Mein Vater war Jude und arbeitete im Militär, während meine Mutter eine einfache russische Dorffrau war. Nach ihrer Trennung kamen meine Schwester und ich ins Kinderheim, wo wir auf uns allein gestellt waren. Dort mussten wir auf einer Tomatenplantage Tomaten pflücken. Über uns war ein Mann namens Juriy Samulginowitsch gesetzt, der stolz das Komsomolabzeichen an seiner Brust trug. Er war es, der mich zum ersten Mal zum Beten brachte. Er hatte die Angewohnheit, denen Schokolade zu geben, die ihre Norm beim Pflücken erfüllten, aber diejenigen, die es nicht schafften, bekamen mit dem Zeigestock Schläge auf den Kopf. Diesem Aufseher war es egal, ob Junge oder Mädchen, wer seine Norm nicht schaffte, bekam von ihm Schläge. Damit es meiner Schwester nicht so erging, gab ich ihr einen Teil meiner gesammelten Tomaten ab, und somit bekam ich die Schläge, weil ich meine Norm nicht erfüllte.
Im Alter von neun Jahren begann ich zu beten. Ich zog mich in die Büsche zurück, aus denen Besen zum Fegen gemacht wurden, und betete zu Gott: „Gott, wenn es dich wirklich gibt, dann lass bitte jemand kommen und uns aus diesem Kinderheim holen.“ Gott hörte meine Gebete, auch wenn ich es damals nicht erkennen konnte. Nach drei Monaten wurden wir tatsächlich von unseren Großeltern mütterlicherseits abgeholt. Nach diesem Ereignis glaubte ich an Gott und verstand, dass es ihn wirklich gibt. Mein Familienname wurde von Ragalski auf Winjuk geändert. Während der Verfolgungszeit (Genozid) wurde dieser Familienname in der Ukraine angenommen, und so wurden wir in Ruhe gelassen.
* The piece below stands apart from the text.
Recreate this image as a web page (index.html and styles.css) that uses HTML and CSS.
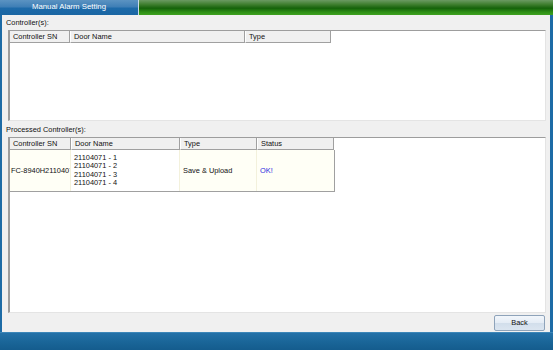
FILE: index.html
```html
<!DOCTYPE html>
<html lang="en">
<head>
    <meta charset="UTF-8">
    <title>Manual Alarm Setting</title>
    <link rel="stylesheet" href="styles.css">
</head>
<body>
    <div class="window">
        <div class="titlebar">
            <div class="tab">Manual Alarm Setting</div>
            <div class="tab-fill"></div>
        </div>

        <div class="panel">
            <div class="section-label">Controller(s):</div>
            <div class="list list-top">
                <div class="row head cols-3">
                    <div class="cell">Controller SN</div>
                    <div class="cell">Door Name</div>
                    <div class="cell">Type</div>
                </div>
            </div>

            <div class="section-label">Processed Controller(s):</div>
            <div class="list list-bottom">
                <div class="row head cols-4">
                    <div class="cell">Controller SN</div>
                    <div class="cell">Door Name</div>
                    <div class="cell">Type</div>
                    <div class="cell">Status</div>
                </div>
                <div class="row data cols-4">
                    <div class="cell middle clip">FC-8940H21104071</div>
                    <div class="cell doors">
                        <span>21104071 - 1</span>
                        <span>21104071 - 2</span>
                        <span>21104071 - 3</span>
                        <span>21104071 - 4</span>
                    </div>
                    <div class="cell middle">Save &amp; Upload</div>
                    <div class="cell middle status-ok">OK!</div>
                </div>
            </div>

            <div class="actions">
                <button type="button" class="btn">Back</button>
            </div>
        </div>

        <div class="footer"></div>
    </div>
</body>
</html>
```

FILE: styles.css
```css
body {
    margin: 0;
    font-family: "Liberation Sans", Arial, sans-serif;
    font-size: 7.4px;
    color: #111111;
    background-color: #f0f0f0;
}
.window {
    width: 553px;
    height: 350px;
    display: flex;
    flex-direction: column;
    overflow: hidden;
}
.titlebar {
    height: 15px;
    display: flex;
    flex-shrink: 0;
}
.tab {
    width: 138px;
    border-right: 1px solid #c9dbe8;
    background: linear-gradient(#5b93c2 0%, #3f7fb6 45%, #1d6aa9 55%, #1a66a3 100%);
    color: #ffffff;
    font-size: 7.8px;
    line-height: 14px;
    text-align: center;
}
.tab-fill {
    flex: 1;
    background: linear-gradient(#6b9a62 0%, #3e7e2e 30%, #15620a 55%, #2e8f16 80%, #3ea11f 100%);
}
.panel {
    flex: 1;
    display: flex;
    flex-direction: column;
    background-color: #f0f0f0;
    border-left: 2px solid #1d6ba6;
    border-right: 3px solid #1d6ba6;
    padding: 0 4px;
}
.section-label {
    height: 15px;
    line-height: 15px;
}
.list {
    margin-left: 2px;
    background-color: #ffffff;
    border: 1px solid;
    border-color: #9d9d9d #e4e4e4 #e4e4e4 #9d9d9d;
    border-left-width: 2px;
}
.list-top {
    height: 89px;
    margin-bottom: 1px;
}
.list-bottom {
    flex: 1;
}
.row {
    display: grid;
}
.cols-3 {
    grid-template-columns: 60px 175px 86px;
    width: 321px;
}
.cols-4 {
    grid-template-columns: 61px 109px 77px 77px;
    width: 324px;
}
.head .cell {
    height: 11px;
    line-height: 11px;
    padding-left: 3px;
    background-color: #f0f0f0;
    border-right: 1px solid #a0a0a0;
    border-bottom: 1px solid #a0a0a0;
    border-left: 1px solid #ffffff;
}
.head .cell:first-child {
    border-left: none;
}
.data {
    height: 41px;
    border-bottom: 1px solid #a0a0a0;
    border-right: 1px solid #a0a0a0;
}
.data .cell {
    padding-left: 3px;
    background-color: #fffff6;
    border-right: 1px solid #f3f1dc;
}
.data .cell:last-child {
    border-right: none;
}
.middle {
    display: flex;
    align-items: center;
}
.clip {
    overflow: hidden;
    white-space: nowrap;
    padding-left: 1px !important;
}
.doors {
    display: flex;
    flex-direction: column;
    justify-content: center;
    line-height: 8.5px;
    background-color: #ffffff !important;
}
.status-ok {
    color: #2a2ae0;
}
.actions {
    height: 19px;
    display: flex;
    justify-content: flex-end;
    align-items: center;
    padding-right: 1px;
}
.btn {
    width: 51px;
    height: 16px;
    padding: 0;
    font-family: "Liberation Sans", Arial, sans-serif;
    font-size: 7.4px;
    color: #111111;
    background: linear-gradient(#f2f6fb 0%, #e4ecf5 50%, #d2deeb 51%, #dbe5f0 100%);
    border: 1px solid #8ea3ba;
    border-radius: 2px;
}
.footer {
    height: 17px;
    flex-shrink: 0;
    background: linear-gradient(#2471a8 0%, #1a6699 50%, #145c8d 100%);
    border-top: 1px solid #3c86b8;
}
```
Während des Krieges zwischen Russland und Tschetschenien wurden die Juden wieder verfolgt. Die Tschetschenen verhielten sich wie Banditen, sie waren gegen die Kolchosen und den Kommunismus. Sie wurden als Volksfeinde bezeichnet, aber trotzdem waren sie uns eine große Hilfe, weil sie uns unterstützten. Ich wusste, dass ich arbeiten und etwas tun musste. Es wird gesagt, dass ein Jude niemals arbeitet, aber ich kann mich nicht erinnern, jemals nicht gearbeitet zu haben.